How to Design Failure Domains in Scale-Out NAS Storage to Prevent Cascading System Outages?

Hardware components inevitably fail. When managing massive datasets across distributed infrastructure, the failure of a single drive, node, or network switch is a routine operational event. However, poor architectural design can transform a routine hardware failure into a catastrophic cascading outage that brings down an entire data center. Protecting your infrastructure requires strict physical and logical boundaries that contain hardware and software faults.

These boundaries are known as failure domains. A failure domain represents a specific physical or logical section of a computing environment that is negatively impacted when a critical device or service experiences an outage. By strategically compartmentalizing resources, engineers can ensure that a localized fault remains localized.

This guide outlines the technical requirements for designing robust failure domains. You will learn how to structure a Nas System to isolate faults, manage rebuild traffic, and maintain continuous availability during infrastructure degradation.

The Mechanics of Cascading System Outages

A cascading failure occurs when a localized fault triggers a chain reaction of subsequent failures. In distributed environments, this often begins with a single node dropping offline. The cluster detects the missing node and initiates a data rebuild or rebalancing process to restore redundancy.

This recovery process generates massive amounts of backend network traffic and disk I/O. If the remaining nodes lack the compute, network, or storage capacity to handle this sudden spike in workload, they can become unresponsive. The cluster registers these overloaded nodes as "failed" and attempts to rebuild their data as well. This exponential increase in load quickly overwhelms the entire cluster, leading to a complete system outage.

Preventing this scenario requires analyzing your architecture to ensure no single failure can overload the remaining healthy components.

Architectural Principles for Fault Isolation

Designing failure domains requires a multi-layered approach. You must map out the physical hardware, the network topology, and the power delivery systems to eliminate single points of failure.

Physical Hardware Compartmentalization

The most fundamental failure domain is the physical chassis or node. If a motherboard burns out, only the drives connected to that specific node should become unavailable.

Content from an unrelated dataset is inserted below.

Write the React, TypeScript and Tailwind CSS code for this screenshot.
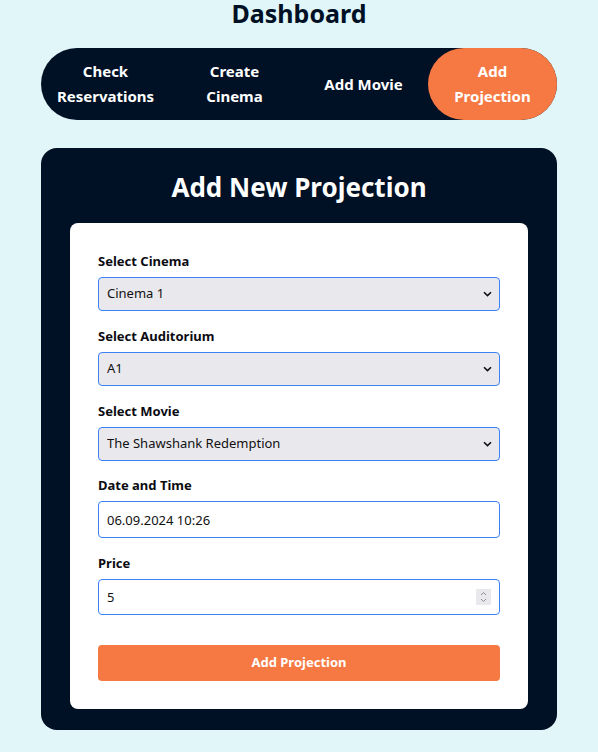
import React from "react";

const font = { fontFamily: '"Noto Sans", "Open Sans", sans-serif' };

function Chevron() {
  return (
    <svg className="pointer-events-none absolute right-[8px] top-1/2 -translate-y-1/2" width="9" height="6" viewBox="0 0 9 6">
      <path d="M1 1.2 L4.5 4.6 L8 1.2" fill="none" stroke="#111" strokeWidth="1.6" />
    </svg>
  );
}

function SelectField({ label, value }: { label: string; value: string }) {
  return (
    <div>
      <label className="block text-[13px] font-bold leading-[20px] text-[#0b0b12] mb-[6px]">{label}</label>
      <div className="relative">
        <select
          className="block w-full h-[34px] appearance-none rounded-[4px] border border-[#3b82f6] bg-[#e9e8ed] pl-[8px] pr-[28px] text-[13px] text-[#111] outline-none"
          style={font}
          defaultValue={value}
        >
          <option value={value}>{value}</option>
        </select>
        <Chevron />
      </div>
    </div>
  );
}

export default function App() {
  return (
    <div className="min-h-[752px] w-full bg-[#e0f6f9]" style={font}>
      <h1 className="text-center text-[25px] font-bold leading-[26px] text-[#001025]">Dashboard</h1>
      <div className="px-[41px]">
        <nav className="mt-[22px] grid h-[72px] grid-cols-4 rounded-full bg-[#001025] text-[15px] font-bold leading-[25px] text-white">
          <div className="flex items-center justify-center text-center">Check<br />Reservations</div>
          <div className="flex items-center justify-center text-center">Create<br />Cinema</div>
          <div className="flex items-center justify-center text-center">Add Movie</div>
          <div className="flex items-center justify-center rounded-full bg-[#f67943] text-center">Add<br />Projection</div>
        </nav>
        <div className="mt-[28px] rounded-[16px] bg-[#001025] px-[29px] pb-[21px] pt-[22px]">
          <h2 className="text-center text-[26px] font-bold leading-[34px] text-white">Add New Projection</h2>
          <div className="mt-[19px] rounded-[8px] bg-white px-[28px] pb-[28px] pt-[28px]">
            <div className="flex flex-col gap-[15px]">
              <SelectField label="Select Cinema" value="Cinema 1" />
              <SelectField label="Select Auditorium" value="A1" />
              <SelectField label="Select Movie" value="The Shawshank Redemption" />
              <div className="-mt-[1px]">
                <label className="block text-[13px] font-bold leading-[20px] text-[#0b0b12] mb-[6px]">Date and Time</label>
                <input
                  type="text"
                  readOnly
                  value="06.09.2024 10:26"
                  className="block w-full h-[37px] rounded-[4px] border border-[#3b82f6] bg-white px-[8px] text-[13px] text-[#111] outline-none"
                  style={font}
                />
              </div>
              <div>
                <label className="block text-[13px] font-bold leading-[20px] text-[#0b0b12] mb-[6px]">Price</label>
                <div className="relative">
                  <input
                    type="text"
                    readOnly
                    value="5"
                    className="block w-full h-[36px] rounded-[4px] border border-[#3b82f6] bg-white px-[8px] text-[13px] text-[#111] outline-none"
                    style={font}
                  />
                  <div className="pointer-events-none absolute right-[9px] top-1/2 flex h-[16px] w-[15px] -translate-y-1/2 items-center justify-center bg-[#e9e9ed]">
                    <svg width="7" height="12" viewBox="0 0 7 12">
                      <path d="M1 4 L3.5 1.5 L6 4 M1 8 L3.5 10.5 L6 8" fill="none" stroke="#8a8a90" strokeWidth="1" />
                    </svg>
                  </div>
                </div>
              </div>
            </div>
            <button className="mt-[30px] block h-[36px] w-full rounded-[4px] bg-[#f67943] text-[13px] font-bold text-white" style={font}>
              Add Projection
            </button>
          </div>
        </div>
      </div>
    </div>
  );
}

For maximum resilience, you must expand the failure domain to the rack level. Rack-aware data placement algorithms ensure that redundant copies of data or erasure coding fragments are distributed across multiple server racks. If a top-of-rack switch dies, the Scale out nas Storage cluster retains enough data fragments in other racks to continue serving client requests without interruption.

Network Segmentation and Multipathing

Network congestion is a primary catalyst for cascading failures. A robust Nas System requires dedicated, physically isolated networks for client traffic and backend cluster communication.

If client requests and internal data replication share the same network infrastructure, a sudden spike in rebuild traffic can choke client access. Implementing strict VLAN segmentation and physical link separation ensures that heavy backend replication cannot saturate frontend interfaces. Furthermore, utilizing active-active multipathing across redundant network switches guarantees that the loss of a single switching fabric does not sever connectivity between nodes.

Power Infrastructure Redundancy

Power failures represent the most common cause of widespread infrastructure outages. A single rack often shares a common power distribution unit (PDU). If that PDU fails, every node in the rack loses power simultaneously.

To mitigate this, nodes should feature dual power supplies connected to independent PDUs, which are in turn connected to separate uninterruptible power supplies (UPS) and utility feeds. Grouping nodes based on their shared power infrastructure allows the cluster software to distribute data across different power zones.

Implementing Fault Tolerance in Storage Clusters

The software layer of your storage environment plays a critical role in enforcing failure domains. Data protection mechanisms determine how the cluster recovers from hardware loss and how much strain that recovery places on the system.

Erasure Coding vs. Replication

Traditional mirroring or replication creates identical copies of data across different nodes. While this enables fast recovery, it consumes significant raw storage capacity.

Erasure coding breaks data into fragments, expands it with parity blocks, and distributes those blocks across the cluster. When a node fails, the system uses the surviving blocks to mathematically reconstruct the missing data. You must configure your erasure coding striping width to align with your physical failure domains. For example, an 8+2 erasure coding scheme requires fragments to be spread across at least ten independent fault zones to tolerate two simultaneous failures.

Throttling and Quality of Service

To prevent rebuild operations from causing a cascading failure, the storage software within a NAS system must implement strict Quality of Service (QoS) controls. When a node fails, the system must throttle the rebuild traffic to ensure it does not consume 100% of the available disk I/O or network bandwidth. Prioritizing client access over background rebuilds slows down the recovery process but guarantees that the storage environment remains stable and responsive for user applications.

Securing Your Data Infrastructure for the Future

Building resilient storage infrastructure is an ongoing process of risk assessment and architectural refinement. As your capacity requirements grow, the complexity of your failure domains will increase. By enforcing strict physical separation, segmenting network traffic, and utilizing intelligent data placement algorithms, you can isolate hardware faults before they threaten your broader environment. Implementing these rigorous design standards guarantees high availability and protects your critical data against unpredictable infrastructure failures.